La grisaille de Dame Nature était à l’image de l’humeur des 30 000 étudiants québécois descendus dans les rues de Montréal pour s’opposer à la hausse des frais de scolarité prévue dès 2012. Jeudi, la manifestation nationale a pris d’assaut les artères allant du parc Émilie-Gamelin au  bureau du Premier ministre Charest, en face de l’Université McGill. « Le 10 novembre 2011, vous pourrez dire que vous y étiez », lance le président de la Fédération étudiante collégiale du Québec (FECQ), Léo Bureau-Blouin.

Certains avancent du bout des lèvres 50 000, d’autres annoncent 12 000, 20 000 manifestants. Sous la pluie, les bottes imbibées et tenant les pancartes ruisselantes, ils ont fait front commun avec des membres de la coalition des quelque 130 groupes communautaires qui ont dénoncé le dégel en début de semaine.

« On est 50 000 dans les rues de Montréal pour dire oui à l’éducation, oui à nos jeunes, oui à notre avenir et non aux tarifs », s’enflamme Amir Khadir, député de Québec Solidaire (QS), dans la rue avec les étudiants. « Ils font déjà leur part à travers leur famille, à travers l’impôt. Si on laisse les grandes entreprises, les minières, les pharmaceutiques, les pétrolières, les banques s’en tirer avec nos richesses, nous n’aurons pas ce qu’il faut pour payer pour notre éducation. » Il va même jusqu’à demander la gratuité scolaire de la maternelle à l’université.

Ces milliers d’étudiants venus de Gaspé à Rouyn-Noranda s’opposent à une augmentation des droits de scolarité de 75 % en cinq ans. Ils devront sortir de leurs poches 325 $ de plus par année. Un baccalauréat coûtera en 2017 entre 4700 $ et 5000 $.

M. Khadir n’était pas le seul député présent. Une dizaine de députés du Parti Québécois (PQ) était du défilé. La porte-parole du PQ en matière d’enseignement supérieur, Marie Malavoy, soutient que les étudiants ont absolument raison de vouloir combattre cette hausse « faramineuse » des frais de scolarité. « On rattrape 43 ans de frais de scolarité en 5 ans ». Elle et son parti espèrent que l’événement fera réfléchir le gouvernement libéral.

Vers la grève illimitée ?

Cette grève d’une journée ouvre la voie au projet de grève illimitée dès la session prochaine. « Depuis plus d’un an et demi, nous répétons manifestation après manifestation, pour bloquer la hausse des frais, nous lançons un dernier avertissement au gouvernement », lance le porte-parole de l’Association pour une solidarité syndicale étudiante (ASSÉ), Arnaud Theurillat-Cloutier.
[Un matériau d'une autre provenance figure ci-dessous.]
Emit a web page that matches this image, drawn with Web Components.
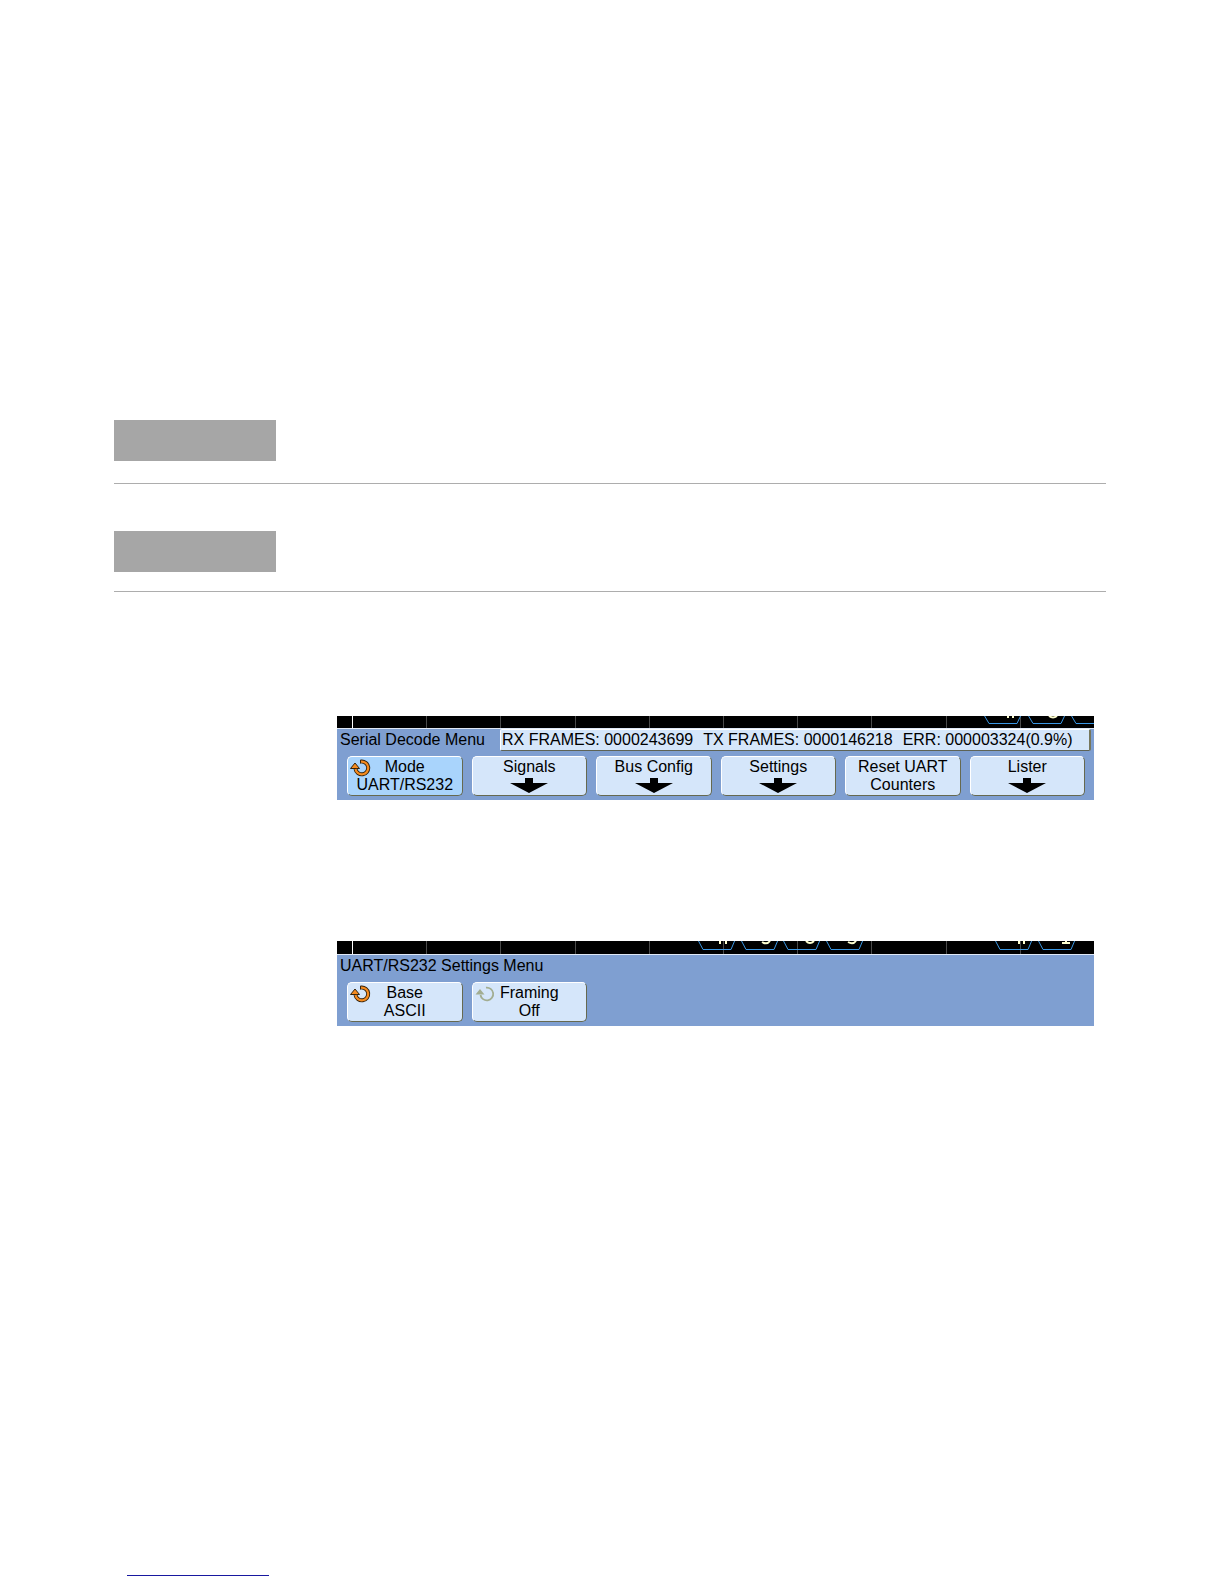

« Ça ne touche plus seulement les étudiants, ça touche toute la population au Québec qui est tannée de voir les moins nantis et la classe moyenne payer encore », clame la présidente de la Fédération étudiante universitaire du Québec (FEUQ), Martine Desjardins. Elle érafle au passage l’investissement du gouvernement libéral de centaines de millions de dollars dans l’Îlot Voyageur, ce projet de résidences étudiantes et de bureaux au centre-ville. D’abord financé par l’UQAM, l’Îlot devait remédier au manque d’espace de l’université. Aujourd’hui, l’édifice, toujours en construction, appartient à l’État. En 2008, le gouvernement du Québec injectait 200 millions de dollars afin de relever la dette encaissée par l’UQAM dans ce bâtiment.

Pour les générations futures

Rue Sherbrooke, des bambins derrière les fenêtres de leur garderie regardent et saluent la parade trempée en compagnie de leurs éducatrices. « C’est pour vous qu’on est dans la rue », scandent certains manifestants en levant leur chapeau aux jeunes universitaires de demain.

Sur le pavé, les étudiants faisaient du coude à coude avec des citoyens venus les appuyer. François, père de famille et membre de Québec Solidaire, pense que c’est une question de justice : « J’ai une petite fille de 14 mois, j’aimerais qu’elle puisse étudier comme moi, mais si les frais doublent et triplent, je ne suis pas certain qu’elle aura la même opportunité ». Lyse Cloutier, présidente de l’R des Centres des femmes du Québec, soutient que l’éducation devrait être accessible à tous, peu importe le statut et la classe sociale : « C’est pour l’avenir de nos enfants ».

Pour une rare fois, les associations étudiantes nationales ont joint leurs forces afin de mobiliser le plus d’étudiants possible. L’ASSÉ, la FECQ, la FEUQ et la Table de concertation étudiante du Québec (TACEQ) étaient les organisateurs de ce rassemblement, vu comme le plus grand depuis 2005 contre les coupures de 103 millions $. « Nous apprenons le sens de la solidarité », résume Arnaud Theurillat-Cloutier, porte-parole de l’ASSÉ.